> SOURCE MATERIAL:
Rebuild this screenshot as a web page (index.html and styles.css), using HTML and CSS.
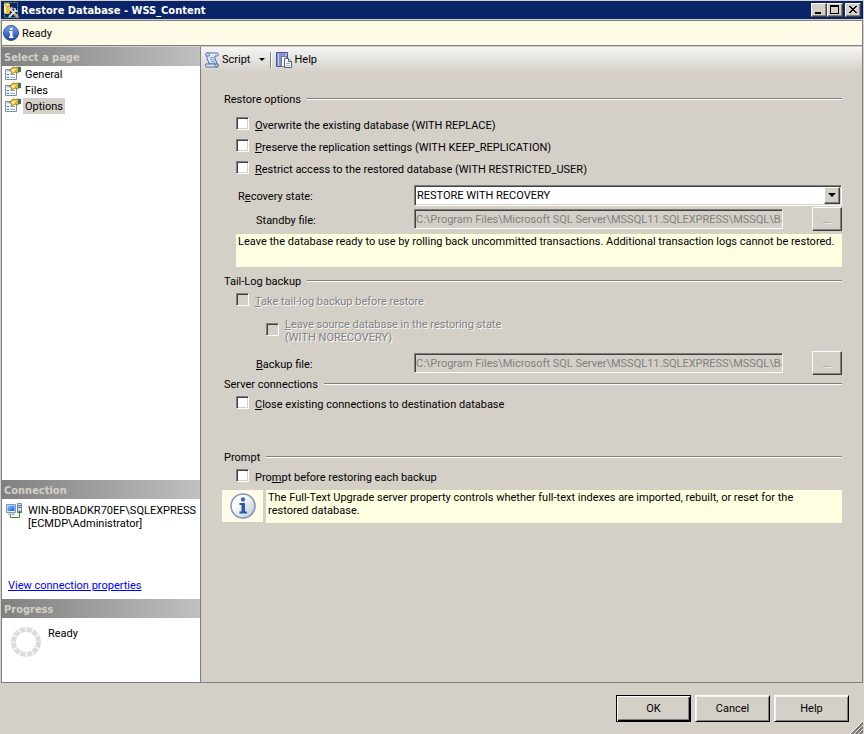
FILE: index.html
```html
<!DOCTYPE html>
<html lang="en">
<head>
<meta charset="utf-8">
<title>Restore Database - WSS_Content</title>
<link rel="stylesheet" href="styles.css">
</head>
<body>
<svg class="defs" aria-hidden="true">
  <defs>
    <linearGradient id="blueDisc" x1="0" y1="0" x2="0" y2="1"><stop offset="0" stop-color="#7ba4ea"/><stop offset="1" stop-color="#1743ae"/></linearGradient>
    <linearGradient id="paleDisc" x1="0" y1="0" x2="1" y2="1"><stop offset="0.3" stop-color="#fff"/><stop offset="1" stop-color="#b9c3d4"/></linearGradient>
    <linearGradient id="paper" x1="0" y1="0" x2="1" y2="1"><stop offset="0" stop-color="#fff"/><stop offset="1" stop-color="#a9c2ea"/></linearGradient>
    <linearGradient id="screen" x1="0" y1="0" x2="1" y2="1"><stop offset="0" stop-color="#8cc8ff"/><stop offset="1" stop-color="#1258d8"/></linearGradient>
    <symbol id="page" viewBox="0 0 16 16">
      <path d="M.5 3.500h11v10H.5z" fill="#f7f9fd" stroke="#7f8ca6"/>
      <path d="M1 4h10v1.500H1z" fill="#c4d2ea"/>
      <path d="M2 8h2v1H2zM2 11h2v1H2z" fill="#3a62b0"/><path d="M5 8h5v1H5zM5 11h5v1H5z" fill="#a5b0c4"/>
      <path d="M4 4.500l4-3.500 3 .5 1-.5h2v5l-2 1-2-1-3 2.500-1-1 1-2z" fill="#dfb63a" stroke="#8a6d20" stroke-width=".7"/>
      <path d="M6 4.500l3-2 2 1-3 3z" fill="#fbeaa0"/><path d="M13 1h3v5h-3z" fill="#3c7454"/>
    </symbol>
  </defs>
</svg>
<div class="window">
  <header class="titlebar">
    <svg class="icon" viewBox="0 0 16 16" aria-hidden="true">
      <path d="M1.500 .5h13v15h-13z" fill="none" stroke="#4ea45a" stroke-dasharray="2 1"/>
      <path d="M1 2.500v8c0 2 6 2 6 0v-8z" fill="#f0bd28"/><path d="M1 3v7.500l2 1V3z" fill="#fff0a0"/><ellipse cx="4" cy="2.500" rx="3" ry="1.500" fill="#ffe98a" stroke="#a37a14" stroke-width=".5"/>
      <path d="M6 15l7-7M7 7l8 8" stroke="#e2e5ea" stroke-width="1.800"/><path d="M11 12l4 4" stroke="#c59a54" stroke-width="2"/>
      <path d="M5 8l3-3 3 1-3 3z" fill="#c3cad4"/><path d="M12 6v3h3" fill="none" stroke="#d9dee6" stroke-width="1.500"/>
    </svg>
    <h1>Restore Database - WSS_Content</h1>
    <div class="captions">
      <button type="button" aria-label="Minimize"><svg viewBox="0 0 12 10"><path d="M2 7h6v2H2z"/></svg></button>
      <button type="button" aria-label="Maximize"><svg viewBox="0 0 12 10"><path d="M1 0h9v9H1zM2 2v6h7V2z" fill-rule="evenodd"/></svg></button>
      <button type="button" class="close" aria-label="Close"><svg viewBox="0 0 12 10"><path d="M2 1h2v1h1v1h2V2h1V1h2v1H9v1H8v1H7v1h1v1h1v1h1v1H8V7H7V6H5v1H4v1H2V7h1V6h1V5h1V4H4V3H3V2H2z"/></svg></button>
    </div>
  </header>
  <div class="status">
    <svg class="icon" viewBox="0 0 16 16" aria-hidden="true"><circle cx="8" cy="8" r="7.500" fill="url(#blueDisc)" stroke="#34569c"/><path d="M7 3h2.500v2H7zM6 6h3.500v5.500h1V13H6v-1.500h1v-4H6z" fill="#fff"/></svg>
    <span>Ready</span>
  </div>
  <div class="workspace">
    <aside class="side">
      <h2>Select a page</h2>
      <nav class="pages">
        <a href="#general"><svg class="icon" aria-hidden="true"><use href="#page"/></svg><span>General</span></a>
        <a href="#files"><svg class="icon" aria-hidden="true"><use href="#page"/></svg><span>Files</span></a>
        <a href="#options" aria-current="page"><svg class="icon" aria-hidden="true"><use href="#page"/></svg><span>Options</span></a>
      </nav>
      <h2>Connection</h2>
      <section class="connection">
        <div class="server">
          <svg class="icon" viewBox="0 0 16 16" aria-hidden="true">
            <path d="M.5 1.500h9v8h-9z" fill="#e6eef8" stroke="#8396b8"/><path d="M1.500 2.500h7v5.500h-7z" fill="url(#screen)"/><path d="M2 10.500h7v1.500H2z" fill="#a9b8d0"/>
            <path d="M11.500.5h4v9h-4z" fill="#dce6f4" stroke="#7187b0"/><path d="M12 2h3v1h-3zM12 4h3v1h-3z" fill="#4a6eb4"/>
            <path d="M4.500 12v2.500h9V9" fill="none" stroke="#3c8c2c"/><path d="M11 10l2.500-3 2.500 3z" fill="#3c8c2c"/>
          </svg>
          <p>WIN-BDBADKR70EF\SQLEXPRESS<br>[ECMDP\Administrator]</p>
        </div>
        <a href="#connection">View connection properties</a>
      </section>
      <h2>Progress</h2>
      <section class="progress">
        <svg class="spinner" viewBox="0 0 32 32" aria-hidden="true"><circle cx="16" cy="16" r="12.500" fill="none" stroke="#dcdcdc" stroke-width="5" stroke-dasharray="5.500 1.045"/></svg>
        <span>Ready</span>
      </section>
    </aside>
    <main>
      <div class="toolbar">
        <button type="button"><svg class="icon" viewBox="0 0 16 16" aria-hidden="true">
          <path d="M3 1h10c2 0 2 3 0 3h-2c-1 3 2 5 2 8H5C5 9 2 7 3 4z" fill="url(#paper)" stroke="#4d6aa5"/>
          <path d="M3 1c-2 0-2 3 0 3h2c1 0 1-3-2-3z" fill="#dbe7fa" stroke="#4d6aa5"/>
          <path d="M2 12h9c0 2 1 3 2 3H3c-2 0-2-3-1-3z" fill="#dbe7fa" stroke="#4d6aa5"/><path d="M13 15c2 0 2-3 0-3" fill="#7f9cd0" stroke="#4d6aa5"/>
          <path d="M5.500 5.500h4M6 7.500h4M7 9.500h4" stroke="#8aa4d2"/>
        </svg>Script<i class="drop"></i></button>
        <span class="divider"></span>
        <button type="button"><svg class="icon" viewBox="0 0 16 16" aria-hidden="true">
          <path d="M.5.5h11v14H.5z" fill="#8494ce" stroke="#46559a"/><path d="M2.500 1v13" stroke="#c4cdee"/><path d="M9 1h2v4H9z" fill="#aab6e0"/>
          <path d="M5.500 4.500h5v10h-5z" fill="#fff" stroke="#6c7890"/><path d="M8.500 6.500h4l3 3v6h-7z" fill="#fff" stroke="#52617e"/><path d="M12.500 6.500v3h3" fill="#cdd8ec" stroke="#52617e"/><path d="M10 11.500h4M10 13.500h4" stroke="#9ba9c2"/>
        </svg>Help</button>
      </div>
      <form>
        <fieldset>
          <legend><span>Restore options</span></legend>
          <label class="check"><input type="checkbox"><span><u>O</u>verwrite the existing database (WITH REPLACE)</span></label>
          <label class="check"><input type="checkbox"><span><u>P</u>reserve the replication settings (WITH KEEP_REPLICATION)</span></label>
          <label class="check"><input type="checkbox"><span><u>R</u>estrict access to the restored database (WITH RESTRICTED_USER)</span></label>
          <div class="field state">
            <label for="recovery">R<u>e</u>covery state:</label>
            <div class="combo"><select id="recovery"><option>RESTORE WITH RECOVERY</option></select><span class="arrow"><i class="drop"></i></span></div>
          </div>
          <div class="field">
            <label for="standby">Standby file:</label>
            <input id="standby" type="text" disabled value="C:\Program Files\Microsoft SQL Server\MSSQL11.SQLEXPRESS\MSSQL\Backup">
            <button type="button" disabled aria-label="Browse standby file">...</button>
          </div>
          <p class="note">Leave the database ready to use by rolling back uncommitted transactions. Additional transaction logs cannot be restored.</p>
        </fieldset>
        <fieldset class="taillog">
          <legend><span>Tail-Log backup</span></legend>
          <label class="check off"><input type="checkbox" disabled><span><u>T</u>ake tail-log backup before restore</span></label>
          <label class="check off nested"><input type="checkbox" disabled><span><u>L</u>eave source database in the restoring state<br>(WITH NORECOVERY)</span></label>
          <div class="field">
            <label for="backup"><u>B</u>ackup file:</label>
            <input id="backup" type="text" disabled value="C:\Program Files\Microsoft SQL Server\MSSQL11.SQLEXPRESS\MSSQL\Backup">
            <button type="button" disabled aria-label="Browse backup file">...</button>
          </div>
        </fieldset>
        <fieldset class="connections">
          <legend><span>Server connections</span></legend>
          <label class="check"><input type="checkbox"><span><u>C</u>lose existing connections to destination database</span></label>
        </fieldset>
        <fieldset>
          <legend><span>Prompt</span></legend>
          <label class="check"><input type="checkbox"><span>Pro<u>m</u>pt before restoring each backup</span></label>
          <div class="advice">
            <div class="badge"><svg viewBox="0 0 26 26" aria-hidden="true"><circle cx="13" cy="13" r="12" fill="url(#paleDisc)" stroke="#7d93bb" stroke-width="1.500"/><circle cx="13" cy="6.500" r="2.200" fill="#3f6cc0"/><path d="M9.500 10h5.500v8.500h2V20.500H9.500v-2h2v-6.500h-2z" fill="#2d56ae"/></svg></div>
            <p class="note">The Full-Text Upgrade server property controls whether full-text indexes are imported, rebuilt, or reset for the restored database.</p>
          </div>
        </fieldset>
      </form>
    </main>
  </div>
  <footer>
    <button type="submit" class="default">OK</button>
    <button type="button">Cancel</button>
    <button type="button">Help</button>
    <svg class="grip" viewBox="0 0 13 13" aria-hidden="true"><path d="M0 13L13 0M4 13l9-9M8 13l5-5" stroke="#fff"/><path d="M1.500 13.500l12-12M5.500 13.500l8-8M9.500 13.500l4-4" stroke="#77746e" stroke-width="2"/></svg>
  </footer>
</div>
</body>
</html>
```
FILE: styles.css
```css
:root {
  --face: #d4d0c8;
  --shadow: #808080;
  --dark: #404040;
  --tip: #ffffe1;
}
*, ::before, ::after { box-sizing: border-box; }
body, h1, h2, p, fieldset, legend { margin: 0; padding: 0; }
body, button, input, select {
  font-family: Roboto, "Liberation Sans", sans-serif;
  font-size: 11px;
  line-height: 13px;
  color: #000;
}
.defs { position: absolute; width: 0; height: 0; }
.icon { width: 16px; height: 16px; flex: none; }
.window { display: flex; flex-direction: column; min-height: 100vh; background: var(--face); padding-top: 1px; }

h1, h2 { font-family: "DejaVu Sans Condensed", "DejaVu Sans", sans-serif; font-size: 11px; font-weight: bold; }
.titlebar { display: flex; align-items: center; height: 18px; margin: 0 1px; padding-left: 2px; gap: 2px; background: #0a246a; }
.titlebar h1 { flex: 1; color: #fff; }
.captions { display: flex; padding-right: 2px; }
.captions button { width: 16px; height: 14px; padding: 1px; background: var(--face); border: 1px solid; border-color: #fff var(--dark) var(--dark) #fff; box-shadow: inset -1px -1px var(--shadow); }
.captions .close { margin-left: 2px; }
.captions svg { display: block; width: 12px; height: 10px; }

.status { display: flex; align-items: center; gap: 3px; height: 26px; margin: 1px 1px 0; padding: 0 1px 1px; background: #fffbe6; border: 1px solid var(--shadow); }
.status span { padding-top: 2px; }

.workspace { flex: 1; display: flex; margin: 0 1px; border: 1px solid var(--shadow); border-top: 0; }
.side { display: flex; flex-direction: column; width: 199px; background: #fff; border-right: 1px solid var(--shadow); border-top: 1px solid var(--face); }
.side h2 { height: 19px; padding-left: 2px; line-height: 21px; color: var(--face); background: linear-gradient(90deg, #808080, #c0c0c0); }
.pages { flex: 1; }
.pages a { display: flex; gap: 2px; height: 16px; padding-left: 3px; color: #000; text-decoration: none; }
.pages span { padding: 2px 2px 1px; }
.pages [aria-current] span { background: var(--face); }
.connection { display: flex; flex-direction: column; align-items: flex-start; justify-content: space-between; height: 100px; padding: 4px 6px 7px; }
.server { display: flex; margin-left: -2px; gap: 6px; }
.server p { padding-top: 1px; white-space: nowrap; }
.connection a { color: #00f; }
.progress { display: flex; gap: 6px; height: 64px; padding: 8px; }
.progress span { padding-top: 1px; }
.spinner { width: 32px; height: 32px; }

main { flex: 1; min-width: 0; }
.toolbar { display: flex; align-items: center; height: 26px; padding: 0 3px; background: linear-gradient(#f6f6f5, #d4d0c8); border-top: 1px solid var(--face); }
.toolbar button { display: flex; align-items: center; gap: 2px; padding: 0; background: none; border: 0; }
.drop { width: 0; height: 0; border: 3px solid transparent; border-top-color: #000; border-bottom-width: 0; }
.toolbar .drop { margin: 0 5px 0 7px; }
.divider { width: 2px; height: 16px; margin-right: 4px; border-left: 1px solid var(--shadow); border-right: 1px solid #fff; }

form { padding: 19px 20px 0 21px; }
fieldset { border: 0; min-width: 0; margin-bottom: 6px; padding-left: 14px; }
legend { display: flex; align-items: center; gap: 6px; width: calc(100% + 12px); height: 16px; margin-left: -12px; }
legend::after { content: ""; flex: 1; height: 2px; background: var(--shadow); border-bottom: 1px solid #fff; }
.check { display: flex; align-items: center; gap: 6px; height: 22px; }
.check span { padding-top: 2px; }
input[type=checkbox] { appearance: none; flex: none; width: 13px; height: 13px; margin: 0 0 2px; background: #fff; border: 1px solid; border-color: var(--shadow) #fff #fff var(--shadow); box-shadow: inset 1px 1px var(--dark), inset -1px -1px var(--face); }
input[type=checkbox]:disabled { background: var(--face); }
.off { color: var(--shadow); text-shadow: 1px 1px #fff; }
.nested { height: 34px; margin: 2px 0 4px 30px; }
fieldset:first-child legend { margin-bottom: 6px; }
.field { display: flex; align-items: center; height: 24px; }
.field > label { width: 178px; padding: 2px 0 0 20px; }
.state { margin-top: 4px; }
.state > label { padding-left: 2px; }
.field input { flex: 1; min-width: 0; height: 20px; margin-right: 29px; padding: 1px 0 0 1px; background: var(--face); color: var(--shadow); border: 1px solid; border-color: var(--shadow) #fff #fff var(--shadow); box-shadow: inset 1px 1px var(--dark); }
.field button { width: 30px; height: 24px; padding: 0; background: var(--face); color: var(--shadow); text-shadow: 1px 1px #fff; border: 1px solid; border-color: #fff var(--dark) var(--dark) #fff; box-shadow: inset -1px -1px var(--shadow); }
.combo { position: relative; flex: 1; }
.combo select { display: block; appearance: none; width: 100%; height: 21px; padding: 1px 20px 0 2px; border-radius: 0; background: #fff; border: 1px solid; border-color: var(--shadow) #fff #fff var(--shadow); box-shadow: inset 1px 1px var(--dark), inset -1px -1px var(--face); }
.arrow { position: absolute; top: 2px; right: 2px; bottom: 2px; width: 16px; display: flex; align-items: center; justify-content: center; pointer-events: none; background: var(--face); border: 1px solid; border-color: #fff var(--dark) var(--dark) #fff; box-shadow: inset -1px -1px var(--shadow); }
.arrow .drop { border-width: 4px 4px 0; }
.note { min-height: 33px; padding: 1px 2px; background: var(--tip); }
.field + .note { margin-top: 3px; }
.taillog { margin-bottom: 1px; }
.connections { min-height: 67px; }
.advice { display: flex; gap: 3px; margin: 3px 0 0 -14px; }
.advice .note { flex: 1; padding-right: 24px; }
.badge { display: flex; align-items: center; justify-content: center; width: 41px; height: 32px; background: #fffbe6; }
.badge svg { width: 26px; height: 26px; }

footer { position: relative; display: flex; justify-content: flex-end; gap: 4px; height: 51px; padding: 12px 15px 0; }
footer button { width: 75px; height: 27px; padding: 0; background: var(--face); border: 1px solid; border-color: #fff #000 #000 #fff; box-shadow: inset 1px 1px #f4f2ee, inset -1px -1px var(--shadow); }
footer .default { border-color: #000; box-shadow: inset 1px 1px #fff, inset -1px -1px #000, inset -2px -2px var(--shadow); }
.grip { position: absolute; right: 1px; bottom: 0; width: 13px; height: 13px; }
```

> INSTRUCTIONS FOR THE TASK: Locate each line with the word "styles" and copy it.

> THE RESPONSE:
Rebuild this screenshot as a web page (index.html and styles.css), using HTML and CSS.
<link rel="stylesheet" href="styles.css">
FILE: styles.css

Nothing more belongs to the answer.